Open Sets, Closed Sets, Interior and Accumulation Points Review
Open Sets, Closed Sets, Interior and Accumulation Points Review
We will now review the material looked at regarding open and closed sets of a topology and interior and accumulation points of a set in a topological space.
Let $(X, \tau)$ be a topological space.
- On the The Open and Closed Sets of a Topological Space page, we saw a set $A \subseteq X$ is said to be Open if $A \in \tau$, i.e., the collection of all subsets of $X$ in $\tau$ is what defines the "open subsets" of $X$ with respect to the topology $\tau$. Furthermore, we said that $A$ is said to be Closed if $A^c = X \setminus A$ is open, i.e., $A$ is closed if $A^c \in \tau$.
- We noted that the sets $\emptyset, X$ are both open and closed for every topological space, and in general, a set that is both open and closed is said to be Clopen.
- On The Open Neighbourhoods of Points in a Topological Space we said that an Open Neighbourhood of the point $x \in X$ is any set $U \in \tau$ such that $x \in U$. We proved that $U$ is open if and only if for every $x \in X$ there is an open neighbourhood $U_x$ containing $x$ such that $U_x \subseteq U$.
- On The Interior Points of Sets in a Topological Space we said that if $A \subseteq X$ then a point $a \in A$ is called an Interior Point of $A$ if there exists a $U \in \tau$ such that:
\begin{align} \quad a \in U \subseteq A \end{align}
- In other words, a point $a \in A$ is called an Interior Point of $A$ if there exists an open neighbourhood of $a$ that is fully contained in $A$. We called the set of all interior points of $A$ the Interior of $A$ and denoted it $\mathrm{int} (A)$.
- We also noted that $\mathrm{int}(A)$ is the largest open set contained in $A$, so if $U \in \tau$ is such that $U \subseteq A$ then $U \subseteq \mathrm{int} (A)$.
- On the The Interior of Open Sets in a Topological Space we looked at a very important criterion for a set $A$ to be open. We saw that $A$ is open if and only if $A = \mathrm{int} (A)$.
- We looked at some more theorems regarding the set of interior points in a topological space on the Basic Theorems Regarding the Interior Points of Sets in a Topological Space page. We noted that if $A, B \subseteq X$ and $A \subseteq B$ then $\mathrm{int} (A) \subseteq \mathrm{int} (B)$ (this is easily verifed since $\mathrm{int}(A)$ is an open set contained in $A$ and $A$ is contained in $B$ so any open set contained in $B$ must be contained in $\mathrm{int} (B)$ since $\mathrm{int} (B)$ is the largest open set in $B$).

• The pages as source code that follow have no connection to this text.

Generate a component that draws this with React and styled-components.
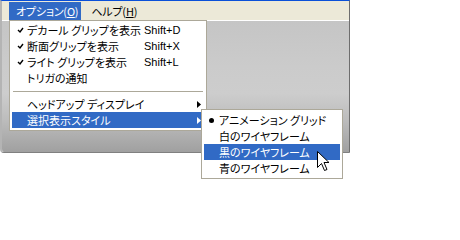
import React from "react";
import styled, { createGlobalStyle } from "styled-components";

const Global = createGlobalStyle`
  html, body { margin: 0; padding: 0; background: #ffffff; }
  body { font-family: "Noto Sans CJK JP", "Noto Sans", sans-serif; }
`;

const Stage = styled.div`
  position: relative;
  width: 460px;
  height: 240px;
  overflow: hidden;
  background: #ffffff;
`;

const Window = styled.div`
  width: 347px;
  height: 151px;
  display: flex;
  flex-direction: column;
  border-top: 1px solid #0a50d8;
  border-left: 2px solid #b4b4b4;
  border-right: 1px solid #6e6e6e;
  border-bottom: 1px solid #808080;
  border-bottom-left-radius: 4px;
  overflow: hidden;
`;

const MenuBar = styled.div`
  height: 18px;
  display: flex;
  align-items: stretch;
  gap: 3px;
  padding-left: 7px;
  padding-top: 1px;
  background: #ece9d8;
  border-bottom: 1px solid #ffffff;
`;

const BarItem = styled.div`
  display: flex;
  align-items: center;
  padding: 0 3px 0 7px;
  font-size: 11px;
  font-feature-settings: "palt";
  letter-spacing: -0.2px;
  color: ${(p) => (p.$active ? "#ffffff" : "#000000")};
  background: ${(p) => (p.$active ? "#316ac5" : "transparent")};
  white-space: nowrap;
`;

const Key = styled.span`
  text-decoration: underline;
  text-underline-offset: 1px;
`;

const Body = styled.div`
  flex: 1;
  background: linear-gradient(
    to bottom,
    #c5c5c5 0%,
    #cbcbcb 35%,
    #cdcdcd 55%,
    #bdbdbd 75%,
    #a0a0a0 100%
  );
`;

const Menu = styled.div`
  position: absolute;
  left: ${(p) => p.$x}px;
  top: ${(p) => p.$y}px;
  width: ${(p) => p.$w}px;
  box-sizing: border-box;
  background: #ffffff;
  border: 1px solid #aca899;
  padding: ${(p) => p.$pad};
  display: flex;
  flex-direction: column;
`;

const Row = styled.div`
  height: 16px;
  display: grid;
  grid-template-columns: 15px ${(p) => p.$labelW}px 1fr 10px;
  align-items: center;
  background: ${(p) => (p.$active ? "#316ac5" : "transparent")};
  color: ${(p) => (p.$active ? "#ffffff" : "#000000")};
  font-size: 11px;
  line-height: 16px;
  white-space: nowrap;
`;

const Label = styled.span`
  font-feature-settings: "palt";
`;

const Shortcut = styled.span`
  font-family: "Liberation Sans", Arial, sans-serif;
  font-size: 11px;
`;

const Mark = styled.span`
  display: flex;
  align-items: center;
  padding-left: ${(p) => p.$pl}px;
`;

const Sep = styled.div`
  height: 10px;
  display: flex;
  align-items: center;
  &::after {
    content: "";
    flex: 1;
    height: 1px;
    margin: 0 1px;
    background: #aca899;
  }
`;

const Bullet = styled.span`
  width: 5px;
  height: 5px;
  border-radius: 50%;
  background: #000000;
`;

const Pointer = styled.svg`
  position: absolute;
  left: 317px;
  top: 151px;
`;

const Check = () => (
  <svg width="7" height="7" viewBox="0 0 7 7">
    <path d="M1 3 L3 5 L6 1" fill="none" stroke="#000" strokeWidth="1.4" />
  </svg>
);

const Arrow = ({ color }) => (
  <svg width="4" height="7" viewBox="0 0 4 7">
    <path d="M0 0 L4 3.5 L0 7 Z" fill={color} />
  </svg>
);

const mainItems = [
  { check: true, label: "デカール グリップを表示", sc: "Shift+D" },
  { check: true, label: "断面グリップを表示", sc: "Shift+X" },
  { check: true, label: "ライト グリップを表示", sc: "Shift+L" },
  { label: "トリガの通知" },
  { sep: true },
  { label: "ヘッドアップ ディスプレイ", sub: true },
  { label: "選択表示スタイル", sub: true, active: true },
];

const subItems = [
  { bullet: true, label: "アニメーション グリッド" },
  { label: "白のワイヤフレーム" },
  { label: "黒のワイヤフレーム", active: true },
  { label: "青のワイヤフレーム" },
];

export default function App() {
  return (
    <Stage>
      <Global />
      <Window>
        <MenuBar>
          <BarItem $active>
            オプション(<Key>O</Key>)
          </BarItem>
          <BarItem>
            ヘルプ(<Key>H</Key>)
          </BarItem>
        </MenuBar>
        <Body />
      </Window>

      <Menu $x={9} $y={20} $w={198} $pad="1px 2px 2px 2px">
        {mainItems.map((it, i) =>
          it.sep ? (
            <Sep key={i} />
          ) : (
            <Row key={i} $active={it.active} $labelW={117}>
              <Mark $pl={5}>{it.check && <Check />}</Mark>
              <Label>{it.label}</Label>
              <Shortcut>{it.sc || ""}</Shortcut>
              <Mark $pl={3}>
                {it.sub && <Arrow color={it.active ? "#ffffff" : "#000000"} />}
              </Mark>
            </Row>
          )
        )}
      </Menu>

      <Menu $x={201} $y={109} $w={142} $pad="2px 2px 2px 2px">
        {subItems.map((it, i) => (
          <Row key={i} $active={it.active} $labelW={110}>
            <Mark $pl={5}>{it.bullet && <Bullet />}</Mark>
            <Label>{it.label}</Label>
            <span />
            <span />
          </Row>
        ))}
      </Menu>

      <Pointer width="13" height="22" viewBox="0 0 13 22">
        <path
          d="M0.5 0.5 L0.5 16.5 L4.5 12.5 L7.5 19.5 L10 18.5 L7 11.5 L12 11.5 Z"
          fill="#ffffff"
          stroke="#000000"
          strokeWidth="1"
          strokeLinejoin="miter"
        />
      </Pointer>
    </Stage>
  );
}
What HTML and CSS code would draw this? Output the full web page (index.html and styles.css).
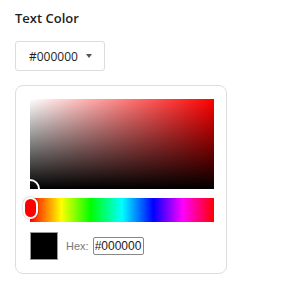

- Furthermore, if $A, B \in \subseteq X$ then the union of the interiors of $A$ and $B$ are contained in the interior of the union of $A$ and $B$, that is:
\begin{align} \quad \mathrm{int} (A) \cup \mathrm{int} (B) \subseteq \mathrm{int} (A \cup B) \end{align}
- Also, the intersection of the interiors of $A$ and $B$ are equal to the interior of the intersection of $A$ and $B$, that is:
\begin{align} \quad \mathrm{int} (A) \cap \mathrm{int} (B) = \mathrm{int} (A \cap B) \end{align}
- On the Accumulation Points of a Set in a Topological Space we said that if $A \subseteq X$ then a point $x \in X$ is an Accumulation Point of $A$ if for every $U \in \tau$ with $x \in U$ we have that $A \cap U \setminus \{ x \} \neq \emptyset$. In other words, a point $x \in X$ is an accumulation point of $A$ if every open neighbourhood of $x$ contains points of $A$ different from $x$. We denoted the set of all accumulation points of $A$ by $A'$.
- Furthermore, on the Basic Theorems Regarding the Accumulation Points of Sets in a Topological Space page we noted that if $A, B \subseteq X$ and $A \subseteq B$ then the set of accumulation points of $A$ is contained in the set of accumulation points of $B$, that is, $A' \subseteq B'$.
- Furthermore, if $A, B \subseteq X$ then the union of the set of accumulation points of $A$ and the set of accumulation points of $B$ is equal to the set of accumulation points of the union of $A$ and $B$, that is:
\begin{align} \quad A' \cup B' = (A \cup B)' \end{align}
- Additionally, the intersection of the set of accumulation points of $A$ and the set of accumulation points of $B$ is equal to the set of accumulation points of the intersection of $A$ and $B$, that is:
\begin{align} \quad A' \cap B' = (A \cap B)' \end{align}
- Lastly, on the Criterion for a Set of a Topological Space to be Closed we obtained criterion to determine if a set was closed. We saw that a set $A$ is closed if and only if $A$ contains all of its accumulation points.